Is being present selfish and irresponsible?

The curious thing about stopping and focusing on what is closely around us is that there is an immediate effect of connecting us more fully to the world.

Paulo Coelho suggests a simple exercise of stopping to listen.  Close your eyes and listen for the furthest sound.  You thought your fear and ambition came from paying attention to the world.  Now you feel your horizon of attention recede a little and the world seems more alive, more interesting.   There is more space for you.  You come back from your self-imposed exile.  You can breathe.  Try it. It is amazing!

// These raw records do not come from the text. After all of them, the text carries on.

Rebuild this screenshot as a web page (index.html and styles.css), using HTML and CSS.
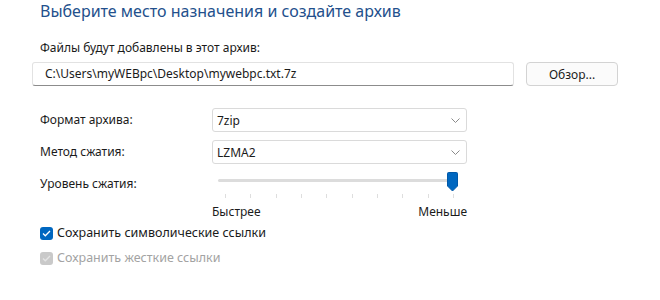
FILE: index.html
```html
<!DOCTYPE html>
<html lang="ru">
<head>
    <meta charset="UTF-8">
    <title>Создание архива</title>
    <link rel="stylesheet" href="styles.css">
</head>
<body>
    <div class="dialog">
        <h1 class="title">Выберите место назначения и создайте архив</h1>

        <div class="field-label">Файлы будут добавлены в этот архив:</div>
        <div class="path-row">
            <div class="path-input">C:\Users\myWEBpc\Desktop\mywebpc.txt.7z</div>
            <button class="btn">Обзор...</button>
        </div>

        <div class="opt-grid">
            <div class="opt-label">Формат архива:</div>
            <div class="select">
                <span>7zip</span>
                <svg class="chevron" width="9" height="5" viewBox="0 0 9 5"><path d="M0.5 0.5 L4.5 4.5 L8.5 0.5" fill="none" stroke="#8a8a8a" stroke-width="1"/></svg>
            </div>

            <div class="opt-label">Метод сжатия:</div>
            <div class="select">
                <span>LZMA2</span>
                <svg class="chevron" width="9" height="5" viewBox="0 0 9 5"><path d="M0.5 0.5 L4.5 4.5 L8.5 0.5" fill="none" stroke="#8a8a8a" stroke-width="1"/></svg>
            </div>

            <div class="opt-label">Уровень сжатия:</div>
            <div class="slider">
                <div class="slider-rail">
                    <div class="track"></div>
                    <svg class="thumb" width="11" height="20" viewBox="0 0 11 20"><path d="M1.5 0.5 H9.5 Q10.5 0.5 10.5 1.5 V14 L5.5 19 L0.5 14 V1.5 Q0.5 0.5 1.5 0.5 Z" fill="#0067c0" stroke="#0058a8" stroke-width="1"/></svg>
                </div>
                <div class="ticks">
                    <i></i><i></i><i></i><i></i><i></i><i></i><i></i><i></i><i></i><i></i>
                </div>
                <div class="scale">
                    <span>Быстрее</span>
                    <span>Меньше</span>
                </div>
            </div>
        </div>

        <div class="checks">
            <label class="check">
                <span class="box on">
                    <svg width="9" height="7" viewBox="0 0 9 7"><path d="M1 3.5 L3.3 5.8 L8 1" fill="none" stroke="#fff" stroke-width="1.3"/></svg>
                </span>
                Сохранить символические ссылки
            </label>
            <label class="check disabled">
                <span class="box off">
                    <svg width="9" height="7" viewBox="0 0 9 7"><path d="M1 3.5 L3.3 5.8 L8 1" fill="none" stroke="#e4e4e4" stroke-width="1.3"/></svg>
                </span>
                Сохранить жесткие ссылки
            </label>
        </div>
    </div>
</body>
</html>
```

FILE: styles.css
```css
:root {
    --text-color: #1b1b1b;
    --title-color: #23508c;
    --accent-color: #0067c0;
    --border-color: #dadada;
    --font-family: 'Noto Sans', 'Open Sans', sans-serif;
}

* {
    margin: 0;
    padding: 0;
    box-sizing: border-box;
}

body {
    font-family: var(--font-family);
    font-size: 12px;
    color: var(--text-color);
    background: #ffffff;
    width: 660px;
    height: 300px;
    overflow: hidden;
}

.dialog {
    padding-left: 32px;
}

.title {
    font-size: 16px;
    font-weight: normal;
    line-height: 22px;
    color: var(--title-color);
    padding-left: 8px;
}

.field-label {
    margin-top: 17px;
    padding-left: 8px;
    line-height: 18px;
}

.path-row {
    display: flex;
    gap: 12px;
    margin-top: 5px;
}

.path-input {
    width: 482px;
    height: 24px;
    line-height: 22px;
    padding-left: 12px;
    border: 1px solid #e2e2e2;
    border-bottom-color: #8c8c8c;
    border-radius: 3px;
}

.btn {
    width: 92px;
    height: 24px;
    font-family: var(--font-family);
    font-size: 12px;
    color: var(--text-color);
    background: #fbfbfb;
    border: 1px solid #d3d3d3;
    border-radius: 4px;
}

.opt-grid {
    display: grid;
    grid-template-columns: 172px 255px;
    row-gap: 8px;
    margin-top: 22px;
    padding-left: 8px;
}

.opt-label {
    line-height: 24px;
}

.select {
    height: 24px;
    display: flex;
    align-items: center;
    justify-content: space-between;
    padding: 0 6px 0 4px;
    border: 1px solid var(--border-color);
    border-radius: 3px;
}

.slider {
    display: flex;
    flex-direction: column;
}

.slider-rail {
    position: relative;
    height: 20px;
}

.track {
    margin: 7px 12px 0 6px;
    height: 3px;
    background: #dcdcdc;
    border-radius: 2px;
}

.thumb {
    position: absolute;
    top: 0;
    right: 9px;
}

.ticks {
    display: flex;
    justify-content: space-between;
    height: 4px;
    margin-top: 2px;
    padding: 0 13px 0 13px;
}

.ticks i {
    width: 1px;
    background: #dedede;
}

.scale {
    display: flex;
    justify-content: space-between;
    margin-top: 6px;
    line-height: 16px;
}

.checks {
    display: flex;
    flex-direction: column;
    gap: 5px;
    margin-top: 3px;
    padding-left: 8px;
    font-size: 12.5px;
}

.check {
    display: flex;
    align-items: center;
    gap: 4px;
    line-height: 20px;
}

.check.disabled {
    color: #a3a3a3;
}

.box {
    width: 13px;
    height: 13px;
    border-radius: 3px;
    display: flex;
    align-items: center;
    justify-content: center;
}

.box.on {
    background: var(--accent-color);
}

.box.off {
    background: #c9c9c9;
}
```
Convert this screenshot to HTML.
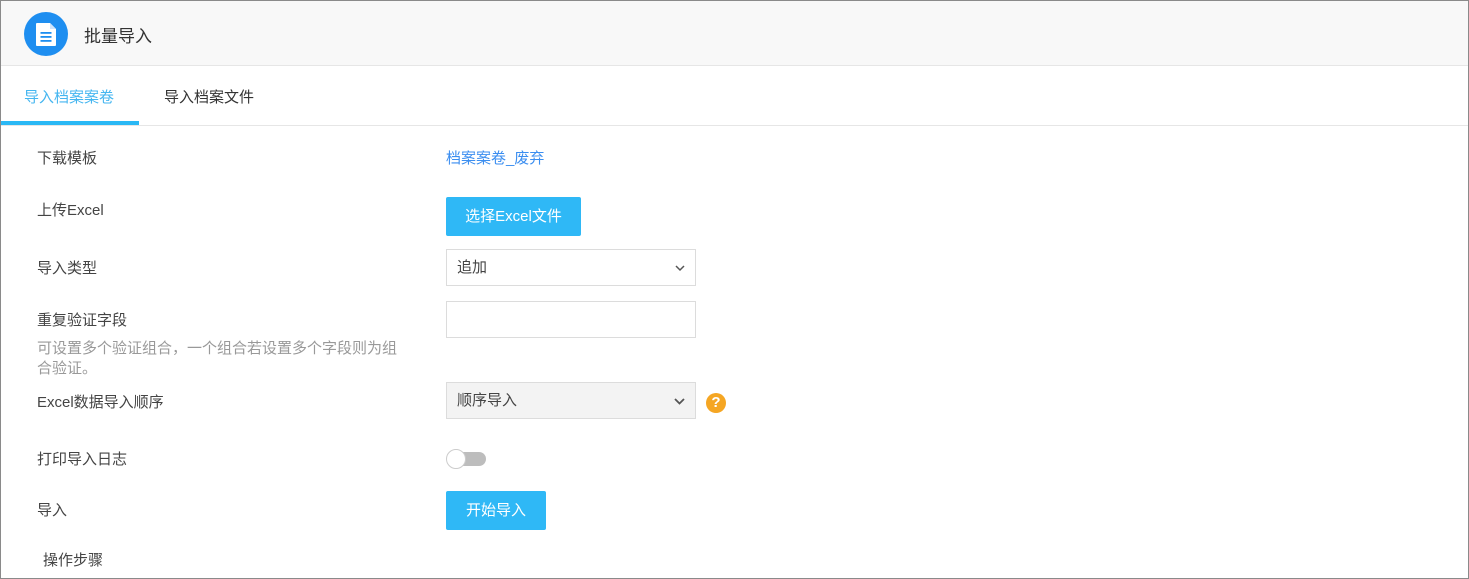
<!DOCTYPE html>
<html><head><meta charset="utf-8"><style>
*{margin:0;padding:0;box-sizing:border-box}
body{width:1469px;height:579px;overflow:hidden;background:#fff;font-family:"Liberation Sans","Noto Sans CJK SC",sans-serif;color:#444;position:relative}
.frame{position:absolute;left:0;top:0;width:1469px;height:579px;border:1px solid #8a8a8a}
.hdr{position:absolute;left:1px;top:1px;width:1467px;height:65px;background:#f8f8f8;border-bottom:1px solid #e6e6e6}
.ic{position:absolute;left:24px;top:12px;width:44px;height:44px;border-radius:50%;background:#1e8ef0}
.title{position:absolute;left:84px;top:22px;font-size:17px;color:#333}
.tab{position:absolute;top:86px;font-size:15px}
.tabline{position:absolute;left:1px;top:121px;width:138px;height:4px;background:#2ab8f5}
.tabsep{position:absolute;left:1px;top:125px;width:1467px;height:1px;background:#e6e6e6}
.lbl{position:absolute;left:37px;font-size:15px;color:#444}
.abs{position:absolute}
.btn{position:absolute;left:446px;height:39px;background:#2fb8f6;color:#fff;font-size:15px;border-radius:2px;text-align:center;line-height:39px}
.sel{position:absolute;left:446px;width:250px;height:37px;border:1px solid #dcdcdc;font-size:15px;line-height:35px;padding-left:10px;color:#444}
</style></head><body>
<div class="frame"></div>
<div class="hdr"></div>
<div class="ic"><svg width="44" height="44" viewBox="0 0 44 44"><path d="M13 11h13l6 6v16a1 1 0 0 1-1 1H13a1 1 0 0 1-1-1V12a1 1 0 0 1 1-1z" fill="#fff"/><path d="M26 11v6h6z" fill="#cfe4fb"/><rect x="16.5" y="20" width="11" height="1.8" fill="#1e8ef0"/><rect x="16.5" y="24" width="11" height="1.8" fill="#1e8ef0"/><rect x="16.5" y="28" width="11" height="1.8" fill="#1e8ef0"/></svg></div>
<div class="title">批量导入</div>
<div class="tab" style="left:24px;color:#45b6f0">导入档案案卷</div>
<div class="tab" style="left:164px;color:#333">导入档案文件</div>
<div class="tabline"></div><div class="tabsep"></div>

<div class="lbl" style="top:147px">下载模板</div>
<div class="abs" style="left:446px;top:147px;font-size:15px;color:#3b8ef0">档案案卷_废弃</div>

<div class="lbl" style="top:199px">上传Excel</div>
<div class="btn" style="top:197px;width:135px">选择Excel文件</div>

<div class="lbl" style="top:257px">导入类型</div>
<div class="sel" style="top:249px">追加<svg class="abs" style="right:10px;top:15px" width="10" height="7" viewBox="0 0 10 7"><path d="M1 1l4 4 4-4" fill="none" stroke="#555" stroke-width="1.5"/></svg></div>

<div class="lbl" style="top:309px">重复验证字段</div>
<div class="sel" style="top:301px"></div>
<div class="abs" style="left:37px;top:339px;width:420px;font-size:15px;line-height:20px;color:#999;white-space:nowrap">可设置多个验证组合，一个组合若设置多个字段则为组<br>合验证。</div>

<div class="lbl" style="top:391px">Excel数据导入顺序</div>
<div class="sel" style="top:382px;background:#f3f3f3">顺序导入<svg class="abs" style="right:10px;top:15px" width="11" height="7" viewBox="0 0 11 7"><path d="M1 1l4.5 4.5L10 1" fill="none" stroke="#555" stroke-width="1.8"/></svg></div>
<div class="abs" style="left:706px;top:393px;width:20px;height:20px;border-radius:50%;background:#f5a623;color:#fff;font-weight:bold;font-size:15px;line-height:20px;text-align:center">?</div>

<div class="lbl" style="top:448px">打印导入日志</div>
<div class="abs" style="left:447px;top:452px;width:39px;height:14px;border-radius:7px;background:#bdbdbd"></div>
<div class="abs" style="left:446px;top:449px;width:20px;height:20px;border-radius:50%;background:#fff;border:1px solid #ccc"></div>

<div class="lbl" style="top:499px">导入</div>
<div class="btn" style="top:491px;width:100px">开始导入</div>

<div class="lbl" style="left:43px;top:549px">操作步骤</div>
</body></html>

Yes, it seems as if our fear and restlessness came from shutting the world out, rather than letting it in. We are scared and dissatisfied because we are not paying attention.  Or rather we were attending to what is not there rather than to what is.  We drove ourselves into exile by worrying about what is not.  Nuts.

Interestingly, you can call back the fear and ambition any time you want it.  But why replace the exciting world around you with nothing?

Published in POSITIVE PSYCHOLOGY, WELLBEING & POETRY

One Comment

  1. Josh Josh

    Wouldn’t another way to put it besides saying that fear and desire are about nothing be fear and desire are drives/emotions (however you want to put it) based on the future? I guess looking at it from the fact that the future, not yet existing, could be called nothing. Also, I find that similar to joy and sorrow, fear and desire are “two sides of the same coin.” Your blog is very interesting. I love thinking about things like this.